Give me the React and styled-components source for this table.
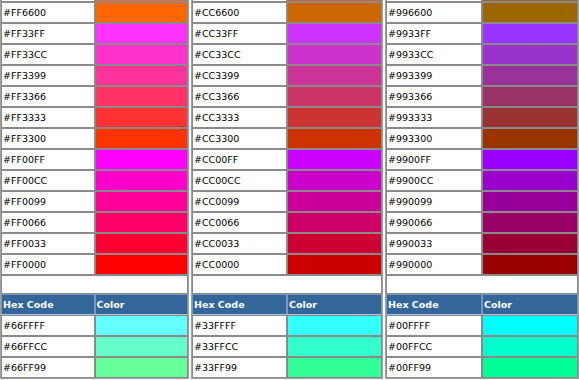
import React from "react";
import styled, { createGlobalStyle } from "styled-components";

const GlobalStyle = createGlobalStyle`
    html, body {
        margin:0;
        padding:0;
        background:#fff;
        overflow:hidden;
    }
    body {
        font-family:"DejaVu Sans", Verdana, sans-serif;
    }
`

const Page = styled.div`
    display:grid;
    grid-template-columns: 189px 192px 194px;
    column-gap:2px;
    align-items:start;
    margin-top:-20px;
`

const Table = styled.table`
    width:100%;
    border-collapse:separate;
    border-spacing:0;
    border:1px solid #a0a0a0;
    table-layout:fixed;
`

const Cell = styled.td`
    height:19px;
    padding:0 1px;
    border:1px solid #8a8a8a;
    font-size:9.5px;
    color:#000;
    vertical-align:middle;
    white-space:nowrap;
    background:${({ $color }) => $color || "#fff"};
`

const Blank = styled.td`
    height:17px;
    padding:0;
    border:1px solid #8a8a8a;
    background:#fff;
`

const Head = styled.th`
    height:19px;
    padding:0 1px;
    border:1px solid #7d98b6;
    border-bottom-color:#a9c6e0;
    background:#336699;
    color:#fff;
    font-size:9.5px;
    font-weight:700;
    text-align:left;
    vertical-align:middle;
`

const tables = [
    { prefix: "FF", next: "66" },
    { prefix: "CC", next: "33" },
    { prefix: "99", next: "00" },
]

const upper = ["6600", "33FF", "33CC", "3399", "3366", "3333", "3300", "00FF", "00CC", "0099", "0066", "0033", "0000"]
const lower = ["FFFF", "FFCC", "FF99"]

// row scrolled off the top of the page, only its bottom edge shows
const ColorRow = ({ hex, hidden }) => (
    <tr>
        <Cell>{hidden ? "" : hex}</Cell>
        <Cell $color={hex} />
    </tr>
)

const ColorTable = ({ prefix, next }) => {
    return (
        <Table>
            <tbody>
                <ColorRow hex={`#${prefix}6633`} hidden />
                {upper.map((code) => (
                    <ColorRow key={code} hex={`#${prefix}${code}`} />
                ))}
                <tr>
                    <Blank colSpan={2} />
                </tr>
                <tr>
                    <Head>Hex Code</Head>
                    <Head>Color</Head>
                </tr>
                {lower.map((code) => (
                    <ColorRow key={code} hex={`#${next}${code}`} />
                ))}
            </tbody>
        </Table>
    )
}

const App = () => {
    return (
        <>
            <GlobalStyle />
            <Page>
                {tables.map((t) => (
                    <ColorTable key={t.prefix} prefix={t.prefix} next={t.next} />
                ))}
            </Page>
        </>
    )
}

export default App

======

TASK OBJECTIVE —
Search the data above for lines holding "React" and copy each of them.

RESPONSE FOR THIS EXERCISE —
Give me the React and styled-components source for this table.
import React from "react";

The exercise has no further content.